10.  If Payments Set Aside, etc. If any payment applied by the Lender to the
Indebtedness is thereafter set aside, recovered, rescinded or required to be
returned for any reason (including, without limitation, the bankruptcy,
insolvency or reorganization of the Borrower or any other obligor), the
Indebtedness to which such payment was applied shall for the purpose of this
Guaranty be deemed to have continued in existence, notwithstanding such
application, and this Guaranty shall be enforceable as to such Indebtedness as
fully as if such application had never been made.

11.  No Duties Owed by Lender. The Guarantor acknowledges and agrees that the
Lender 

     i) has not made any representations or warranties with respect to, 

     ii) does not assume any responsibility to the Guarantor for, and 

    iii) has no duty to provide information to the Guarantor regarding, the
enforceability of any of the Indebtedness or the financial condition of the
Borrower or any guarantor. The Guarantor has independently determined the
creditworthiness of the Borrower and the enforceability of the Indebtedness
and until the Indebtedness is paid in full will independently and without
reliance on the Lender continue to make such determinations.

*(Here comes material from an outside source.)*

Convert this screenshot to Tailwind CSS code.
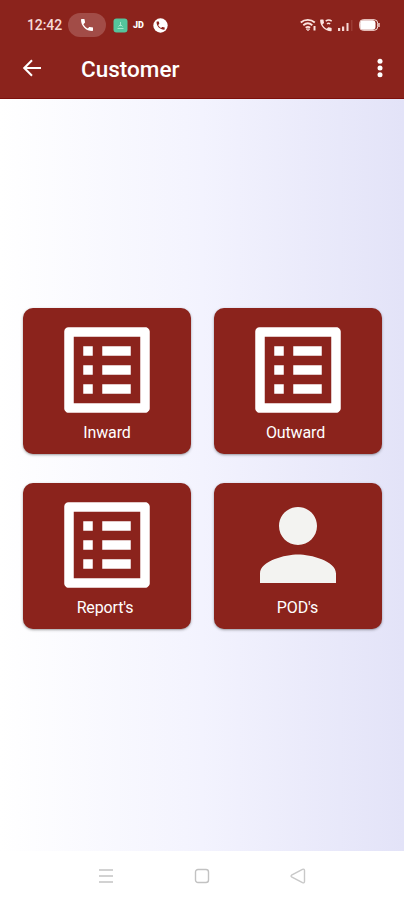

12.  Additional Obligation of Guarantor. The Guarantor's liability under this
Guaranty is in addition to and shall be cumulative with all other liabilities
of the Guarantor to the Lender as guarantor, surety, endorser, accommodation
co-obligor or otherwise of any of the Indebtedness or obligation of the
Borrower, without any limitation as to amount, unless the instrument or
agreement evidencing or creating such other liability specifically provides to
the contrary.

13.  Miscellaneous. This Guaranty shall be effective upon delivery to the
Lender, without further act, condition or acceptance by the Lender, shall be
binding upon the Guarantor and the successors and assigns of the Guarantor and
shall inure to the benefit of the Lender and its participants, successors and
assigns. Any invalidity or unenforceability of any provision or application of
this Guaranty shall not affect other lawful provisions and application
thereof, and to this end the provisions of this Guaranty are declared to be
severable. This Guaranty may not be waived, modified, amended, terminated,
released or otherwise changed except by a writing signed by the Guarantor and
the Lender. This Guaranty shall be governed by and construed in accordance
with the substantive laws (other than conflict laws) of the State of Colorado.
The Guarantor hereby 

     i) consents to the personal jurisdiction of the state and federal courts
located in the State of Colorado in connection with any controversy related to
this Guaranty; 

     ii) waives any argument that venue in any such forum is not convenient,

    iii) agrees that any litigation initiated by the Lender or the Guarantor
in connection with this Guaranty shall be venued in either the District Court
of the City and County of Denver, Colorado, or the United States District
Court, District of Colorado; and

    iv) agrees that a final judgment in any such suit, action or proceeding
shall be conclusive and may be enforced in other jurisdictions by suit on the
judgment or in any other manner provided by law.

14.  Waiver of Jury Trial. THE UNDERSIGNED HEREBY IRREVOCABLY WAIVES ALL
RIGHTS TO TRIAL BY JURY IN ANY ACTION, PROCEEDING OR COUNTERCLAIM ARISING OUT
OF, BASED ON OR PERTAINING TO THIS GUARANTY.

          IN WITNESS WHEREOF, this Guaranty has been duly executed by the
Guarantor the date first written above.

                                   METEOR INDUSTRIES, INC.


                                   By   /s/ Dennis R. Staal
                       Its Address:     216 Sixteenth Street
                                        Suite 730
                                        Denver, Colorado 80202
STATE OF COLORADO     )
                      )
COUNTY OF DENVER      )

       The foregoing instrument was acknowledged before me this 13th day of
August, April 8, 1998 by Dennis R. Staal, the Treasurer of Meteor Industries,
Inc., a Colorado corporation, on behalf of the corporation.